The funds raised from this Hong Kong IPO will also be partially allocated to targets specifically for developing new battery separator materials and semiconductors, providing the necessary financial ammunition for this crossover.
Analyzed from an industrial logic perspective, a dual-track strategy is an inevitable choice for SENIOR MATERIAL to hedge against the cyclical risks of a single sector, and semiconductor materials indeed offer superior profit margins compared to lithium battery separators. However, spanning two core manufacturing sectors is by no means a smooth path.
The semiconductor materials industry is characterized by extremely long cycles and heavy capital intensity, with extremely stringent requirements for process purity and yield consistency. Furthermore, the qualification cycles for downstream wafer fabs are typically measured in years. This means that before generating substantial scaled revenue, this business requires long-term capital commitment and technological breakthroughs.

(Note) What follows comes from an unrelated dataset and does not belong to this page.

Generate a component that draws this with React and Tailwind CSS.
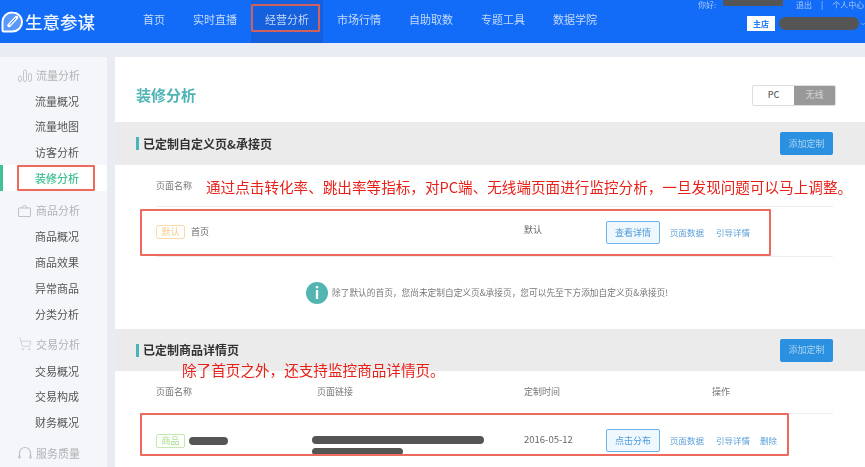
import React from "react";
import { ShoppingCart, ChevronDown } from "lucide-react";

const BarsIcon = () => (
  <svg width="14" height="13" viewBox="0 0 14 13" fill="none" stroke="#c4c6c9" strokeWidth="1">
    <rect x="0.5" y="7" width="3" height="5.5" rx="1.5" />
    <rect x="5.5" y="1" width="3" height="11.5" rx="1.5" />
    <rect x="10.5" y="4.5" width="3" height="8" rx="1.5" />
  </svg>
);

const BagIcon = () => (
  <svg width="13" height="13" viewBox="0 0 13 13" fill="none" stroke="#bfc1c4" strokeWidth="1">
    <rect x="0.500" y="4" width="12" height="8.500" rx="0.500" />
    <path d="M4 4 C4 0.800 9 0.800 9 4" />
  </svg>
);

const HeadsetIcon = () => (
  <svg width="14" height="14" viewBox="0 0 14 14" fill="none" stroke="#bfc1c4" strokeWidth="1.200">
    <path d="M1.500 12 V7 a5.500 5.500 0 0 1 11 0 V12" />
    <path d="M1.500 9.500 V12.500 M12.500 9.500 V12.500" strokeWidth="2" />
  </svg>
);

const groups = [
  { title: "流量分析", icon: <BarsIcon />, items: ["流量概况", "流量地图", "访客分析", "装修分析"], head: "h-[26px]", gap: "" },
  { title: "商品分析", icon: <BagIcon />, items: ["商品概况", "商品效果", "异常商品", "分类分析"], head: "h-[27px]", gap: "mt-[5.500px]" },
  { title: "交易分析", icon: <ShoppingCart size={14} strokeWidth={1} color="#b9bbbe" />, items: ["交易概况", "交易构成", "财务概况"], head: "h-[27px]", gap: "mt-[4px]" },
  { title: "服务质量", icon: <HeadsetIcon />, items: [], head: "h-[27px]", gap: "mt-[4px]" },
];

const navs = ["首页", "实时直播", "经营分析", "市场行情", "自助取数", "专题工具", "数据学院"];

const note1 = "通过点击转化率、跳出率等指标\uFF0C对PC端、无线端页面进行监控分析\uFF0C一旦发现问题可以马上调整。";
const note2 = "除了首页之外\uFF0C还支持监控商品详情页。";
const tip = "除了默认的首页\uFF0C您尚未定制自定义页&承接页\uFF0C您可以先至下方添加自定义页&承接页!";

function Logo() {
  return (
    <svg width="22" height="22" viewBox="0 0 22 22" fill="none">
      <path d="M11.500 1.500a9.500 9.500 0 1 1 0 19H3A1.500 1.500 0 0 1 1.500 19V11.500a9.500 9.500 0 0 1 10-10z" stroke="#fff" strokeWidth="2" fill="#5a98fa" />
      <path d="M15.500 6.500 L8 14.500" stroke="#fff" strokeWidth="3.500" strokeLinecap="round" />
      <path d="M14.500 7.500 L9 13.500" stroke="#126cf8" strokeWidth="1" strokeLinecap="round" />
    </svg>
  );
}

function Redact({ className }) {
  return <div className={"rounded-full bg-[#555555] " + className} />;
}

function Header() {
  return (
    <header className="relative flex h-[43px] items-stretch bg-[#126cf8]">
      <div className="flex w-[129px] items-center pl-px blur-[0.4px]">
        <Logo />
        <span className="ml-[2px] text-[17.500px] font-medium leading-none text-[#eef4ff]">生意参谋</span>
      </div>
      {navs.map((n, i) => (
        <div
          key={n}
          className={
            "relative flex items-center whitespace-nowrap px-[14px] pb-[5px] text-[11px] text-[#c5dafc] " +
            (i === 2 ? "bg-[#1560dc]" : "")
          }
        >
          <span className="blur-[0.4px]">{n}</span>
          {i === 2 && (
            <div className="absolute left-0 top-[4px] h-[28px] w-[69px] rounded-[1px] border-2 border-[#d0605c]" />
          )}
        </div>
      ))}
      <div className="absolute left-[698px] top-0 flex items-start whitespace-nowrap pt-px text-[8px] leading-[8px] text-[#a9c8fb] blur-[0.4px]">
        <span className="w-[25px]">你好:</span>
        <div className="-mt-px h-[6px] w-[60px] rounded-b-[2px] bg-[#555555]" />
        <span className="ml-[13px]">退出</span>
        <span className="ml-[9px]">|</span>
        <span className="ml-[9px]">个人中心</span>
      </div>
      <div className="absolute left-[747px] top-[16px] flex items-center blur-[0.4px]">
        <div className="flex h-[15px] w-[28px] items-center justify-center bg-white text-[8px] font-bold text-[#2a7ef5]">主店</div>
        <Redact className="ml-[4px] h-[13px] w-[80px]" />
        <ChevronDown size={6} color="#cfe0fb" className="ml-[1px]" />
      </div>
    </header>
  );
}

function Sidebar() {
  return (
    <aside className="w-[107px] shrink-0 bg-[#f4f6f9] pt-[5px]">
      {groups.map((g) => (
        <div key={g.title} className={g.gap}>
          <div className={"flex items-center pl-[18px] text-[11px] text-[#b0b2b5] " + g.head}>
            <span className="flex w-[18px] items-center blur-[0.4px]">{g.icon}</span>
            <span className="blur-[0.4px]">{g.title}</span>
          </div>
          {g.items.map((it) => {
            const active = it === "装修分析";
            return (
              <div
                key={it}
                className={
                  "relative flex h-[25.800px] items-center pl-[35px] text-[11px] " +
                  (active ? "bg-white font-medium text-[#3fc095]" : "text-[#555555]")
                }
              >
                {active && (
                  <>
                    <div className="absolute bottom-0 left-0 top-0 w-[3px] bg-[#3fc095]" />
                    <div className="absolute bottom-0 left-[17px] top-0 w-[78px] rounded-[1px] border-2 border-[#ee6a5f]" />
                  </>
                )}
                <span className="blur-[0.4px]">{it}</span>
              </div>
            );
          })}
        </div>
      ))}
    </aside>
  );
}

function SectionHead({ title, h }) {
  return (
    <div className={"flex items-center justify-between bg-[#ebebeb] pl-[21px] pr-[32px] " + h}>
      <div className="flex items-center">
        <div className="h-[13px] w-[3px] bg-[#4ab4bd]" />
        <span className="ml-[4px] text-[12px] font-bold text-[#333333]">{title}</span>
      </div>
      <button className="h-[23px] w-[53px] rounded-[2px] bg-[#2b90e0] text-[9px] text-[#a9d3f3]">添加定制</button>
    </div>
  );
}

function Tag({ color, text, children }) {
  return (
    <span className={"flex h-[14px] w-[29px] items-center justify-center rounded-[2px] border text-[9px] leading-none " + color + " " + text}>
      {children}
    </span>
  );
}

function Ops({ label, del }) {
  return (
    <div className="flex items-center whitespace-nowrap text-[8.500px] text-[#5a9fd8]">
      <button className="h-[23px] w-[54px] rounded-[2px] border border-[#6cb2ec] bg-[#f0f8ff] text-[9px] text-[#4f9bd9]">{label}</button>
      <span className="ml-[10px] w-[46px]">页面数据</span>
      <span className={del ? "w-[44px]" : ""}>引导详情</span>
      {del && <span>删除</span>}
    </div>
  );
}

const gridCols = "grid grid-cols-[161px_207px_82px_1fr] items-center";

export default function App() {
  return (
    <div
      className="h-[467px] w-[865px] overflow-hidden bg-[#e9ecf2]"
      style={{ fontFamily: '"Noto Sans CJK SC", "Noto Sans", sans-serif' }}
    >
      <Header />
      <div className="mt-[14px] flex h-[410px] overflow-hidden">
        <Sidebar />
        <main className="relative ml-[8px] flex-1 overflow-hidden bg-white">
          <div className="blur-[0.4px]">
            <div className="flex h-[65px] items-center justify-between pl-[21px] pr-[29px] pt-[11px]">
              <h1 className="text-[15px] font-bold text-[#4fb4b6]">装修分析</h1>
              <div className="flex h-[21px] w-[84px] overflow-hidden rounded-[2px] border border-[#dddddd] text-[9px] font-medium">
                <div className="flex w-[41px] items-center justify-center bg-white text-[#666666]">PC</div>
                <div className="flex flex-1 items-center justify-center bg-[#999999] text-[#cccccc]">无线</div>
              </div>
            </div>

            <SectionHead title="已定制自定义页&承接页" h="h-[43px]" />
            <div className="ml-[41px] mr-[32px]">
              <div className={gridCols + " h-[42px] border-b border-[#eeeeee] text-[9px] text-[#777777]"}>
                <span>页面名称</span>
              </div>
              <div className={gridCols + " h-[50px] border-b border-[#eeeeee] text-[9px] text-[#666666]"}>
                <div className="col-span-2 flex items-center">
                  <Tag color="border-[#fbd9a8]" text="text-[#f8c98a]">默认</Tag>
                  <span className="ml-[6px]">首页</span>
                </div>
                <span className="-mt-[4px]">默认</span>
                <div className="mt-[2px]">
                  <Ops label="查看详情" />
                </div>
              </div>
            </div>
            <div className="flex h-[72px] items-center whitespace-nowrap pl-[191px] text-[8.700px] text-[#777777]">
              <div className="flex h-[22px] w-[22px] items-center justify-center rounded-full bg-[#52b5b2] text-[15px] font-bold text-white">i</div>
              <span className="ml-[4px]">{tip}</span>
            </div>

            <SectionHead title="已定制商品详情页" h="h-[42px]" />
            <div className="ml-[41px] mr-[32px]">
              <div className={gridCols + " h-[43px] border-b border-[#eeeeee] text-[9px] text-[#777777]"}>
                <span>页面名称</span>
                <span>页面链接</span>
                <span>定制时间</span>
                <span className="pl-[106px]">操作</span>
              </div>
              <div className={gridCols + " h-[53px] text-[9.500px] text-[#666666]"}>
                <div className="flex items-center">
                  <Tag color="border-[#c5e8ae]" text="text-[#a9dc8b]">商品</Tag>
                  <Redact className="ml-[4px] h-[8px] w-[39px]" />
                </div>
                <div className="-ml-[5px] mt-[9px] flex flex-col gap-[4px]">
                  <Redact className="h-[8px] w-[172px]" />
                  <Redact className="h-[7px] w-[91px]" />
                </div>
                <span className="-mt-[3px]">2016-05-12</span>
                <Ops label="点击分布" del />
              </div>
            </div>
          </div>

          {/* annotations layered over the screenshot */}
          <div className="absolute left-[25px] top-[152px] h-[47px] w-[631px] rounded-[1px] border-2 border-[#ee6a5f]" />
          <div className="absolute left-[25px] top-[356px] h-[43px] w-[649px] rounded-[1px] border-2 border-[#ee6a5f]" />
          <p className="absolute left-[91px] top-[119px] whitespace-nowrap text-[14.600px] leading-[22px] text-[#e8201a]">
            {note1}
          </p>
          <p className="absolute left-[67px] top-[302px] whitespace-nowrap text-[14.600px] leading-[22px] text-[#e8201a]">
            {note2}
          </p>
        </main>
      </div>
    </div>
  );
}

For SENIOR MATERIAL, the immediate and near-term practical challenges remain on two fronts. On one front is the lithium battery separator core business, teetering on the edge of loss, and whether it can staunch the bleeding first in the brutal price war to provide sufficient operating cash flow to support the high-intensity initial consumption of the semiconductor business. On the other front is whether its actions to integrate global resources can truly penetrate the barriers of cross-border collaboration and technology transfer, successfully achieving the domestic industrialization of semiconductor materials.
Before this grand strategy ultimately translates into substantive profit contributions on the financial statements, what lies ahead for SENIOR MATERIAL will be a protracted battle that severely tests its capital allocation capabilities and cross-border integration capabilities.